Direction
Copy the records below verbatim, from the first line through the line containing "ReactNode; className?: string", inclusive, and output nothing else.

Records provided
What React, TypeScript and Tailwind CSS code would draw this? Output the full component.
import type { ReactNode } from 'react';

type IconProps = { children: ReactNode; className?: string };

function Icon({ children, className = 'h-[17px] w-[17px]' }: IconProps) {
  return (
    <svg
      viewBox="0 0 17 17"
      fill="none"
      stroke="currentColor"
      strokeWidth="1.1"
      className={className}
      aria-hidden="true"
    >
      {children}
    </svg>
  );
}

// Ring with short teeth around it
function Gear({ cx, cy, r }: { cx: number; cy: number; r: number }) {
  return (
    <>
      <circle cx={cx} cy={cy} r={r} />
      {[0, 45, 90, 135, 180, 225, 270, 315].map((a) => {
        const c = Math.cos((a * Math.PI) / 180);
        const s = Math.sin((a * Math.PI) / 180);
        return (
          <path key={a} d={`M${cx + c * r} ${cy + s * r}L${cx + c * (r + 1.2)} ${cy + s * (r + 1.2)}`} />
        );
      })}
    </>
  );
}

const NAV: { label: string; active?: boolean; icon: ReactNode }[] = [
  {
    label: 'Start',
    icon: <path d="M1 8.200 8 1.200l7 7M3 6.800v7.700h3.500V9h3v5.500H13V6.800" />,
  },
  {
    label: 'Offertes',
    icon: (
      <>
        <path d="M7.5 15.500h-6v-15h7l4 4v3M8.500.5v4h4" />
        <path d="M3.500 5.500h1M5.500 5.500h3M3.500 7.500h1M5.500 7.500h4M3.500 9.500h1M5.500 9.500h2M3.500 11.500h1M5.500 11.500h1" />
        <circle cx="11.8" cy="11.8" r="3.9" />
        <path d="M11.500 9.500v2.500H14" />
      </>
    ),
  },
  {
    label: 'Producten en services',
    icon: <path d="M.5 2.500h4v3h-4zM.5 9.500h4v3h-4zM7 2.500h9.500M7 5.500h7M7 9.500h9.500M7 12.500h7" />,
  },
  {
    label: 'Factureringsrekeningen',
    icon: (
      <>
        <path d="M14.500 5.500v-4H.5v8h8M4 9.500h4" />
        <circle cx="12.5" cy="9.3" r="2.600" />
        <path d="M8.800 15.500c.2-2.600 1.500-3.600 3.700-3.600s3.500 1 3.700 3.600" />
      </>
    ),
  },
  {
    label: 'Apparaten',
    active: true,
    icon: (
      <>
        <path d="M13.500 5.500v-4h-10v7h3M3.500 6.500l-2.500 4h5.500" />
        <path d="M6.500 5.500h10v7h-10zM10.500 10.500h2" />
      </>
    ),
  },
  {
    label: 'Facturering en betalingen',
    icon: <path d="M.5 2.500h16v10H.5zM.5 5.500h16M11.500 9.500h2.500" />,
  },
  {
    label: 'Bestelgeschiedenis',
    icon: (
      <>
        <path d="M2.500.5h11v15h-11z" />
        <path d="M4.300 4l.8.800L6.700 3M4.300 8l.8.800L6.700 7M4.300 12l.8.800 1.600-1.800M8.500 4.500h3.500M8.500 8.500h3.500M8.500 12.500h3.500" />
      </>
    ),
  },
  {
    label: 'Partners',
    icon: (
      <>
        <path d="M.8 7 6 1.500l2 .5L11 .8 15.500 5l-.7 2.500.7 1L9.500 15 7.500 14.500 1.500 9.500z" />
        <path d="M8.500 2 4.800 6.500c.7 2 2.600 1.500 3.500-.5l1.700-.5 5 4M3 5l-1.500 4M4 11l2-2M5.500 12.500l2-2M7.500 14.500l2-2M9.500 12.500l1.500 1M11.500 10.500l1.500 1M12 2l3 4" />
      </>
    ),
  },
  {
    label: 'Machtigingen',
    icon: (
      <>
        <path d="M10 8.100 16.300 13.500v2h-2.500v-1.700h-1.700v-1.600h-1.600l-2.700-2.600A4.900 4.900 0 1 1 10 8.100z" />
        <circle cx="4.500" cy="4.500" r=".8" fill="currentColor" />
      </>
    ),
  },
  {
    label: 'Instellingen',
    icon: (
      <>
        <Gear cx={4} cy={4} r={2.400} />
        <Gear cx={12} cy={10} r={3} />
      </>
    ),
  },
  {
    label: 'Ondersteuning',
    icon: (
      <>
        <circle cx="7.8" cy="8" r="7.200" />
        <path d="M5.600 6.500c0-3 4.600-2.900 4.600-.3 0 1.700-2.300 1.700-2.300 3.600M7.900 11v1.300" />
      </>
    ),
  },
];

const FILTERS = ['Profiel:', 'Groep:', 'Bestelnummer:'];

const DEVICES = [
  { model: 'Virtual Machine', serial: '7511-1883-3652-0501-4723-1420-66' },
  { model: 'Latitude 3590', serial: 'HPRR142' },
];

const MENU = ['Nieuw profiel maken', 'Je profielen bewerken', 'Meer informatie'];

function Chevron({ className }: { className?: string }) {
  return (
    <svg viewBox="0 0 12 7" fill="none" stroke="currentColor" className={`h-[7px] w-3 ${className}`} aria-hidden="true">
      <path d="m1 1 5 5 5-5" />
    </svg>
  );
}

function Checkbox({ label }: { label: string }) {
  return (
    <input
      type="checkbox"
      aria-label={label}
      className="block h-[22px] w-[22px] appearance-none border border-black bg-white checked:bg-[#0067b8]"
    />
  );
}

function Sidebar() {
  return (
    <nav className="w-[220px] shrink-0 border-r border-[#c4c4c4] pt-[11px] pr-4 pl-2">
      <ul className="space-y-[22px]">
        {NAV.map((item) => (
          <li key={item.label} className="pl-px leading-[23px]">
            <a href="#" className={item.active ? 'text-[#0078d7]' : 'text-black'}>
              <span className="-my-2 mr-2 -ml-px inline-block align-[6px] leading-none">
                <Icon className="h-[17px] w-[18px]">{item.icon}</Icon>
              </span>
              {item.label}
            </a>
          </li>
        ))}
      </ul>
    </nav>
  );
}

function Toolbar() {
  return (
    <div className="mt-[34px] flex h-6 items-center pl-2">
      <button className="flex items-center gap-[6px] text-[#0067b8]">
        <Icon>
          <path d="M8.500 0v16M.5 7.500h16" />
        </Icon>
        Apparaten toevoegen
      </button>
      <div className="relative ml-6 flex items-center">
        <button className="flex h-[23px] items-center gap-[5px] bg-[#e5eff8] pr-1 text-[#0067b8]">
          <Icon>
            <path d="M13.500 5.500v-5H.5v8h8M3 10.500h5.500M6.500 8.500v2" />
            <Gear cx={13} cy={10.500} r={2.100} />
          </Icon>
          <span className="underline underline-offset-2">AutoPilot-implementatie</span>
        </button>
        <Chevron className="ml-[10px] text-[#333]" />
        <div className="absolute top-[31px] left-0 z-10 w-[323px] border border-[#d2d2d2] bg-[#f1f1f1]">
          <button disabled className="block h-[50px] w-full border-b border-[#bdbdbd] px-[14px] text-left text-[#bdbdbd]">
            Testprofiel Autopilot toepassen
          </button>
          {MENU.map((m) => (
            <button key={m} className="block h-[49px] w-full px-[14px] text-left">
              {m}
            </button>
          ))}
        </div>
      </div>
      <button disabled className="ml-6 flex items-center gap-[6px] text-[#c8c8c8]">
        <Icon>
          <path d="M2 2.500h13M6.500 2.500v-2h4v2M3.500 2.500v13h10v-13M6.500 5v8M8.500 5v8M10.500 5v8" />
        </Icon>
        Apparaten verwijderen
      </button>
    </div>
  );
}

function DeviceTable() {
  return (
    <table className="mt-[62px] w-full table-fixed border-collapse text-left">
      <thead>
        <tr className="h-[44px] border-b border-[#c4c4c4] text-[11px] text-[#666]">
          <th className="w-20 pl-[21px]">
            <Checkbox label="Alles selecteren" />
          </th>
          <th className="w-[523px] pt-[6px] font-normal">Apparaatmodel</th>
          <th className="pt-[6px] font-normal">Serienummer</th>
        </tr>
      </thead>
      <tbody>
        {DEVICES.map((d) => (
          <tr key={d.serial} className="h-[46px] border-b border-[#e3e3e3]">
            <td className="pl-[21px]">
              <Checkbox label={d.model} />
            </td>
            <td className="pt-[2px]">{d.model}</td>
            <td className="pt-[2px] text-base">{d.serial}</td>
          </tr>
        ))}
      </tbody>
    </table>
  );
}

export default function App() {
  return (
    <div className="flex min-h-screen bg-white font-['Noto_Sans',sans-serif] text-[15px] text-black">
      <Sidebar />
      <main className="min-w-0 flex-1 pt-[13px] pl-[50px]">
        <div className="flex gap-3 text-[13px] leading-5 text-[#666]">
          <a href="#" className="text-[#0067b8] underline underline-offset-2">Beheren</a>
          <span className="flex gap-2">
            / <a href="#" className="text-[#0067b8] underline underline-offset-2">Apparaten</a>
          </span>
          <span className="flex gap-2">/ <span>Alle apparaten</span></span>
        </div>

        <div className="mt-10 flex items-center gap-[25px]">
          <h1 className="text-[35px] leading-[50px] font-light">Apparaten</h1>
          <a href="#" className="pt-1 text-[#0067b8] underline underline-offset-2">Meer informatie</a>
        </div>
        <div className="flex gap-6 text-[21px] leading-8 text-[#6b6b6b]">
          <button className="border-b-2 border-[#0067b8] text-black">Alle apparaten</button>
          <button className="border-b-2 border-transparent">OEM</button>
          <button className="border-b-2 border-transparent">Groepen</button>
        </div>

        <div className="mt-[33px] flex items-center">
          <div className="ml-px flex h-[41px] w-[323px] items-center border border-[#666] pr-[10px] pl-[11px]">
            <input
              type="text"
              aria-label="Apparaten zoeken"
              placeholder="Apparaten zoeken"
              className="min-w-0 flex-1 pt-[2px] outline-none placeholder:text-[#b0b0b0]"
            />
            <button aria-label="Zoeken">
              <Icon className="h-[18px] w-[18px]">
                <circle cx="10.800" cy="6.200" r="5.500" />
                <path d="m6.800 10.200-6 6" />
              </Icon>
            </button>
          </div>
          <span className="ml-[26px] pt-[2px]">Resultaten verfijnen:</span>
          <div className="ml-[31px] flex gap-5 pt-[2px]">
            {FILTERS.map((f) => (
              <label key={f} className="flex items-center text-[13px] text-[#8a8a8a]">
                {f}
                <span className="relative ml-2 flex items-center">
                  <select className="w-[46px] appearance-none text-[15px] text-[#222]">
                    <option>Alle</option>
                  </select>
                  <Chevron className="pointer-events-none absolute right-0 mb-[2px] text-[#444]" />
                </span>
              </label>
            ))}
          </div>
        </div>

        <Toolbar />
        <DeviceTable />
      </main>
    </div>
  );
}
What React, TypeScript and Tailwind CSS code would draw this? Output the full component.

Answer in full
What React, TypeScript and Tailwind CSS code would draw this? Output the full component.
import type { ReactNode } from 'react';

type IconProps = { children: ReactNode; className?: string };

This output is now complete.